= Work instructions =
Quote the whole listing word for word. Do not include the pictures.

= Dataset content =

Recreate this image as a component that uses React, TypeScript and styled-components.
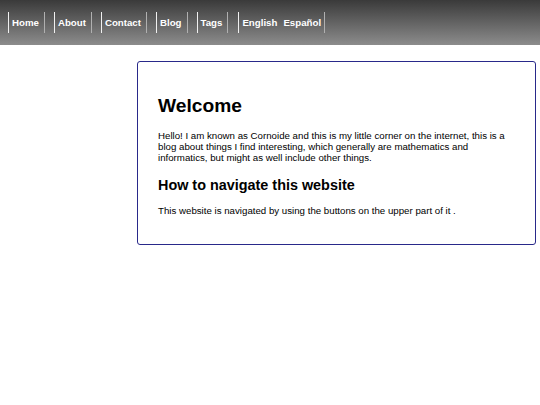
import React from "react";
import styled, { createGlobalStyle } from "styled-components";

const GlobalStyle = createGlobalStyle`
	html, body {
		margin: 0;
		padding: 0;
		background: #ffffff;
		font-family: "Liberation Sans", Arial, sans-serif;
		font-size: 9.7px;
		color: #000000;
	}
`;

const navLinks = ["Home", "About", "Contact", "Blog", "Tags"];
const languages = ["English", "Español"];

export default function App() {
	return (
		<>
			<GlobalStyle />
			<Header>
				<Nav>
					{navLinks.map((label) => (
						<NavItem key={label}>{label}</NavItem>
					))}
					<LangGroup>
						{languages.map((lang) => (
							<span key={lang}>{lang}</span>
						))}
					</LangGroup>
				</Nav>
			</Header>
			<Main>
				<Card>
					<Title>Welcome</Title>
					<Text>
						Hello! I am known as Cornoide and this is my little corner on the
						internet, this is a blog about things I find interesting, which
						generally are mathematics and informatics, but might as well include
						other things.
					</Text>
					<Subtitle>How to navigate this website</Subtitle>
					<Text>
						This website is navigated by using the buttons on the upper part of
						it .
					</Text>
				</Card>
			</Main>
		</>
	);
}

const Header = styled.header`
	height: 45px;
	display: flex;
	align-items: center;
	padding-left: 8px;
	background: linear-gradient(to bottom, #3a3a3a, #8c8c8c);
`;

const Nav = styled.nav`
	display: flex;
	align-items: center;
	gap: 9px;
`;

const NavItem = styled.span`
	display: flex;
	align-items: center;
	height: 21px;
	padding: 0 5px 0 3px;
	border-left: 1px solid #f0f0f0;
	border-right: 1px solid #b0b0b0;
	color: #ffffff;
	font-weight: 700;
	cursor: pointer;
`;

const LangGroup = styled(NavItem)`
	margin-left: 1px;
	gap: 6px;
	padding: 0 3px;
`;

const Main = styled.main`
	padding: 16px 4px 0 137px;
`;

const Card = styled.section`
	border: 1.5px solid #29298a;
	border-radius: 3px;
	padding: 20px 20px 18px 20px;
	min-height: 140px;
`;

const Title = styled.h1`
	font-size: 19.2px;
	margin: 12.9px 0;
`;

const Subtitle = styled.h2`
	font-size: 14.4px;
	margin: 14px 0 12px;
`;

const Text = styled.p`
	margin: 9.6px 0;
	line-height: 1.15;
`;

= Task result =
Recreate this image as a component that uses React, TypeScript and styled-components.
import React from "react";
import styled, { createGlobalStyle } from "styled-components";

const GlobalStyle = createGlobalStyle`
	html, body {
		margin: 0;
		padding: 0;
		background: #ffffff;
		font-family: "Liberation Sans", Arial, sans-serif;
		font-size: 9.7px;
		color: #000000;
	}
`;

const navLinks = ["Home", "About", "Contact", "Blog", "Tags"];
const languages = ["English", "Español"];

export default function App() {
	return (
		<>
			<GlobalStyle />
			<Header>
				<Nav>
					{navLinks.map((label) => (
						<NavItem key={label}>{label}</NavItem>
					))}
					<LangGroup>
						{languages.map((lang) => (
							<span key={lang}>{lang}</span>
						))}
					</LangGroup>
				</Nav>
			</Header>
			<Main>
				<Card>
					<Title>Welcome</Title>
					<Text>
						Hello! I am known as Cornoide and this is my little corner on the
						internet, this is a blog about things I find interesting, which
						generally are mathematics and informatics, but might as well include
						other things.
					</Text>
					<Subtitle>How to navigate this website</Subtitle>
					<Text>
						This website is navigated by using the buttons on the upper part of
						it .
					</Text>
				</Card>
			</Main>
		</>
	);
}

const Header = styled.header`
	height: 45px;
	display: flex;
	align-items: center;
	padding-left: 8px;
	background: linear-gradient(to bottom, #3a3a3a, #8c8c8c);
`;

const Nav = styled.nav`
	display: flex;
	align-items: center;
	gap: 9px;
`;

const NavItem = styled.span`
	display: flex;
	align-items: center;
	height: 21px;
	padding: 0 5px 0 3px;
	border-left: 1px solid #f0f0f0;
	border-right: 1px solid #b0b0b0;
	color: #ffffff;
	font-weight: 700;
	cursor: pointer;
`;

const LangGroup = styled(NavItem)`
	margin-left: 1px;
	gap: 6px;
	padding: 0 3px;
`;

const Main = styled.main`
	padding: 16px 4px 0 137px;
`;

const Card = styled.section`
	border: 1.5px solid #29298a;
	border-radius: 3px;
	padding: 20px 20px 18px 20px;
	min-height: 140px;
`;

const Title = styled.h1`
	font-size: 19.2px;
	margin: 12.9px 0;
`;

const Subtitle = styled.h2`
	font-size: 14.4px;
	margin: 14px 0 12px;
`;

const Text = styled.p`
	margin: 9.6px 0;
	line-height: 1.15;
`;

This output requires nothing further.